The rank bounds for the minimum and maximum is obvious. It is $ r_{min}(v_0) = r_{max}(v_0)= 1 $, $ r_{min}(v_{s-1}) = r_{max}(v_{s-1})= n $

In order to make $ r_{min}(v_i) = \sum\limits_{i \le j}g_i $ work, $ g_0 $ has to be defined to be 1. [Obviously, there is no $ v_{-1} $], so we need an alternative definition. With that, the sum relation follows by telescoping.

\begin{eqnarray*}
  & & \sum\limits_{i \le j}g_i \\
  &=& 1 + \sum\limits_{i=1}^{j}g_i \\
  &=& 1 + \sum\limits_{i=1}^{j}{\left(r_{min}(v_i) -r_{min}(v_{i-1})\right)} \\
  &=& 1 + \sum\limits_{i=1}^{j}{r_{min}(v_i)} - \sum\limits_{i=1}^{j}{r_{min}(v_{i-1})} \\
  &=& 1 + \sum\limits_{i=1}^{j}{r_{min}(v_i)} - \sum\limits_{i=0}^{j-1}{r_{min}(v_{i})} \\
  &=& 1 + \left(\sum\limits_{i=1}^{j-1}{r_{min}(v_i)} + r_{min}(v_j)\right) - \left(r_{min}(v_0) + \sum\limits_{i=1}^{j-1}{r_{min}(v_i)}\right) \\
  &=& 1 + r_{min}(v_j) - r_{min}(v_0) \\
  &=& 1 + r_{min}(v_j) - 1 \\
  &=& r_{min}(v_j)
\end{eqnarray*}

The number of observations that may have fallen between $ v_i $ and $ v_{i-1} $ is $ r_{max}(v_i) - r_{min}(v_{i-1}) - 1 $. The bound is exclusive.
\begin{eqnarray*}
  & & r_{max}(v_i) - r_{min}(v_{i-1}) - 1 \\
  &=& \left(\sum\limits_{j=1}^{i}g_j + \Delta_i\right) - \left(\sum\limits_{j=1}^{i-1}g_j\right) - 1\\
  &=& g_j + \Delta_i - 1
\end{eqnarray*}

$ \sum{g_i} = n $ follows as that is $ r_{min}(v_{s-1}) $

\subsection*{Proposition 1}
In the $ r > n - e $ case, $ r - e \le r_{min}(v_{s-1}) $ is trivial as any rank must be less than $ n $.
$ r + e \ge r_{max}(v_{s-1}) $ is basically $ r \ge n - e $ which is given in the case.

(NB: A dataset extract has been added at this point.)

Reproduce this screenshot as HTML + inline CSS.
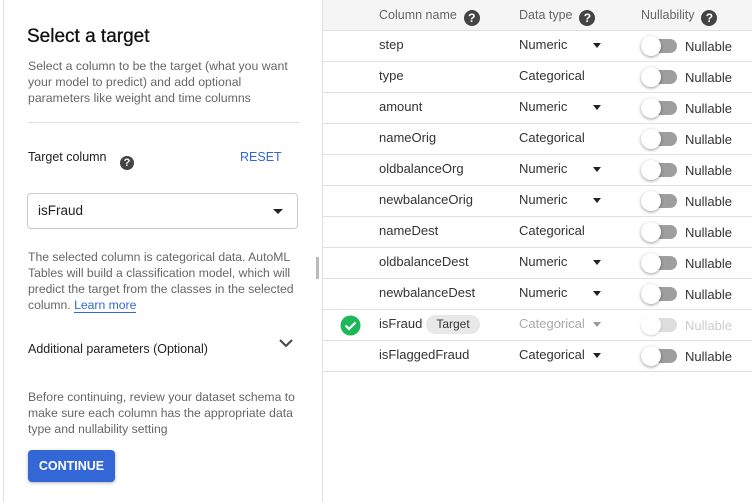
<!DOCTYPE html>
<html><head><style>
*{margin:0;padding:0;box-sizing:border-box}
body{width:752px;height:502px;overflow:hidden;background:#fff;font-family:"Liberation Sans",Arial,sans-serif;position:relative;color:#202124}
.abs{position:absolute}
.left{left:3px;top:0;width:320px;height:502px;border-left:1px solid #e0e0e0;border-right:1px solid #e0e0e0;background:#fff}
.hdr{left:323px;top:0;width:429px;height:31px;background:#f5f5f5;border-bottom:1px solid #e0e0e0}
.row{left:323px;width:429px;height:31px;border-bottom:1px solid #e0e0e0;font-size:13px}
.q{display:inline-block;width:14px;height:14px;border-radius:50%;background:#444;color:#fff;font-size:11px;font-weight:bold;text-align:center;line-height:14px;vertical-align:-2px}
.hdr .q{width:16px;height:16px;line-height:16px;font-size:12px;vertical-align:-3px}
.tri{position:absolute;width:0;height:0;border-left:4px solid transparent;border-right:4px solid transparent;border-top:5px solid #222}
.tog{position:absolute;left:320px;top:8px;width:34px;height:14px;border-radius:7px;background:#9e9e9e}
.knob{position:absolute;left:318px;top:5px;width:20px;height:20px;border-radius:50%;background:#fff;box-shadow:0 1px 3px rgba(0,0,0,.4)}
.nl{position:absolute;left:362px;top:8px;color:#333}
.nm{position:absolute;left:56px;top:6px;color:#333}
.dt{position:absolute;left:196px;top:6px;color:#333}
</style></head><body>
<div class="abs" style="left:99px;top:0;width:100px;height:2px;background:#1a73e8"></div>
<div class="abs left">
 <div class="abs" style="left:23px;top:26px;font-size:19px;color:#111;-webkit-text-stroke:0.3px #111">Select a target</div>
 <div class="abs" style="left:24px;top:58px;width:270px;font-size:12.3px;line-height:16px;color:#666">Select a column to be the target (what you want your model to predict) and add optional parameters like weight and time columns</div>
 <div class="abs" style="left:24px;top:122px;width:271px;height:1px;background:#ddd"></div>
 <div class="abs" style="left:24px;top:150px;font-size:12.5px;color:#222">Target column</div>
 <div class="abs" style="left:116px;top:151px"><span class="q">?</span></div>
 <div class="abs" style="left:236px;top:150px;font-size:12.5px;color:#3367d6">RESET</div>
 <div class="abs" style="left:23px;top:193px;width:271px;height:36px;border:1px solid #ccc;border-radius:4px"><span class="abs" style="left:10px;top:9px;font-size:13.5px;color:#222">isFraud</span><div class="tri" style="left:245px;top:15px;border-left-width:5px;border-right-width:5px;border-top-width:5px"></div></div>
 <div class="abs" style="left:24px;top:249px;width:272px;font-size:12.2px;line-height:16px;color:#666">The selected column is categorical data. AutoML Tables will build a classification model, which will predict the target from the classes in the selected column. <span style="color:#3367d6;border-bottom:1px solid #3367d6">Learn more</span></div>
 <div class="abs" style="left:24px;top:342px;font-size:12.5px;color:#222">Additional parameters (Optional)</div>
 <svg class="abs" style="left:274px;top:337px" width="16" height="12"><path d="M2 3 L8 9 L14 3" stroke="#444" stroke-width="2" fill="none"/></svg>
 <div class="abs" style="left:24px;top:389px;width:275px;font-size:12.2px;line-height:16px;color:#666">Before continuing, review your dataset schema to make sure each column has the appropriate data type and nullability setting</div>
 <div class="abs" style="left:24px;top:450px;width:87px;height:32px;background:#3367d6;border-radius:4px;color:#fff;font-size:12.5px;font-weight:bold;text-align:center;line-height:32px;box-shadow:0 1px 3px rgba(0,0,0,.3)">CONTINUE</div>
 <div class="abs" style="left:312px;top:257px;width:3px;height:22px;background:#bbb"></div>
</div>
<div class="abs hdr">
 <span class="abs" style="left:56px;top:8px;font-size:12.5px;color:#666">Column name &nbsp;<span class="q">?</span></span>
 <span class="abs" style="left:196px;top:8px;font-size:12.5px;color:#666">Data type &nbsp;<span class="q">?</span></span>
 <span class="abs" style="left:318px;top:8px;font-size:12.5px;color:#666">Nullability &nbsp;<span class="q">?</span></span>
</div>
<div class="abs row" style="top:31px"><span class="nm">step</span><span class="dt">Numeric</span><div class="tri" style="left:270px;top:12px"></div><div class="tog"></div><div class="knob"></div><span class="nl">Nullable</span></div>
<div class="abs row" style="top:62px"><span class="nm">type</span><span class="dt">Categorical</span><div class="tog"></div><div class="knob"></div><span class="nl">Nullable</span></div>
<div class="abs row" style="top:93px"><span class="nm">amount</span><span class="dt">Numeric</span><div class="tri" style="left:270px;top:12px"></div><div class="tog"></div><div class="knob"></div><span class="nl">Nullable</span></div>
<div class="abs row" style="top:124px"><span class="nm">nameOrig</span><span class="dt">Categorical</span><div class="tog"></div><div class="knob"></div><span class="nl">Nullable</span></div>
<div class="abs row" style="top:155px"><span class="nm">oldbalanceOrg</span><span class="dt">Numeric</span><div class="tri" style="left:270px;top:12px"></div><div class="tog"></div><div class="knob"></div><span class="nl">Nullable</span></div>
<div class="abs row" style="top:186px"><span class="nm">newbalanceOrig</span><span class="dt">Numeric</span><div class="tri" style="left:270px;top:12px"></div><div class="tog"></div><div class="knob"></div><span class="nl">Nullable</span></div>
<div class="abs row" style="top:217px"><span class="nm">nameDest</span><span class="dt">Categorical</span><div class="tog"></div><div class="knob"></div><span class="nl">Nullable</span></div>
<div class="abs row" style="top:248px"><span class="nm">oldbalanceDest</span><span class="dt">Numeric</span><div class="tri" style="left:270px;top:12px"></div><div class="tog"></div><div class="knob"></div><span class="nl">Nullable</span></div>
<div class="abs row" style="top:279px"><span class="nm">newbalanceDest</span><span class="dt">Numeric</span><div class="tri" style="left:270px;top:12px"></div><div class="tog"></div><div class="knob"></div><span class="nl">Nullable</span></div>
<div class="abs row" style="top:310px">
 <svg class="abs" style="left:17px;top:5px" width="21" height="21"><circle cx="10.5" cy="10.5" r="10" fill="#1eb85a"/><path d="M5.5 10.5 L9 14 L15.5 7.5" stroke="#fff" stroke-width="2.2" fill="none"/></svg>
 <span class="nm">isFraud</span>
 <span class="abs" style="left:103px;top:5px;width:54px;height:19px;border-radius:10px;background:#e8e8e8;font-size:12px;text-align:center;line-height:19px;color:#333">Target</span>
 <span class="dt" style="color:#aaa">Categorical</span><div class="tri" style="left:270px;top:12px;border-top-color:#999"></div>
 <div class="tog" style="background:#ddd"></div><div class="knob" style="box-shadow:0 1px 2px rgba(0,0,0,.2)"></div><span class="nl" style="color:#ccc">Nullable</span></div>
<div class="abs row" style="top:341px"><span class="nm">isFlaggedFraud</span><span class="dt">Categorical</span><div class="tri" style="left:270px;top:12px"></div><div class="tog"></div><div class="knob"></div><span class="nl">Nullable</span></div>
</body></html>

The "It follows that part" in the a bit confusing in writing, it is actually the conclusion of the proof that is coming up right after. Instead, let's assume (for the purpose of contradiction) that $ r - e > r_{min}(v_{j-1}) $ 

In the other case, we have:
\begin{eqnarray*}
  r_{max}(v_j) &>& r + e \\
  r_{min}(v_j) + \Delta_{j} &>& r + e \\
  r_{min}(v_{j-1}) + g_j + \Delta_{j} &>& r + e \\
  r_{min}(v_{j-1}) + g_j + \Delta_{j} &>& r - e + 2e \\
                                      &>& r_{min}(v_{j-1}) + 2e \\
                     g_j + \Delta_{j} &>& 2e 
\end{eqnarray*}
But recall $ e = \max(\frac{g_j + \Delta_{j}}{2}) $, so we have a contradiction and therefore $ r - e \le r_{min}(v_{j-1}) $

\subsection*{After Proposition 1}
The concept of capacity is unclear, what does it mean by $ g_i $ counting certain observations? Looking backward from the algorithm analysis, since $ \Delta_i $ never changes and $ g_i + \Delta_i < 2\epsilon n $, it make sense to think of a tuple has space to grow if $ g_i $ is small.

\subsection*{Band}
The subtraction by $ p \pmod 2^\alpha $ make sure the band boundaries are at powers of two. 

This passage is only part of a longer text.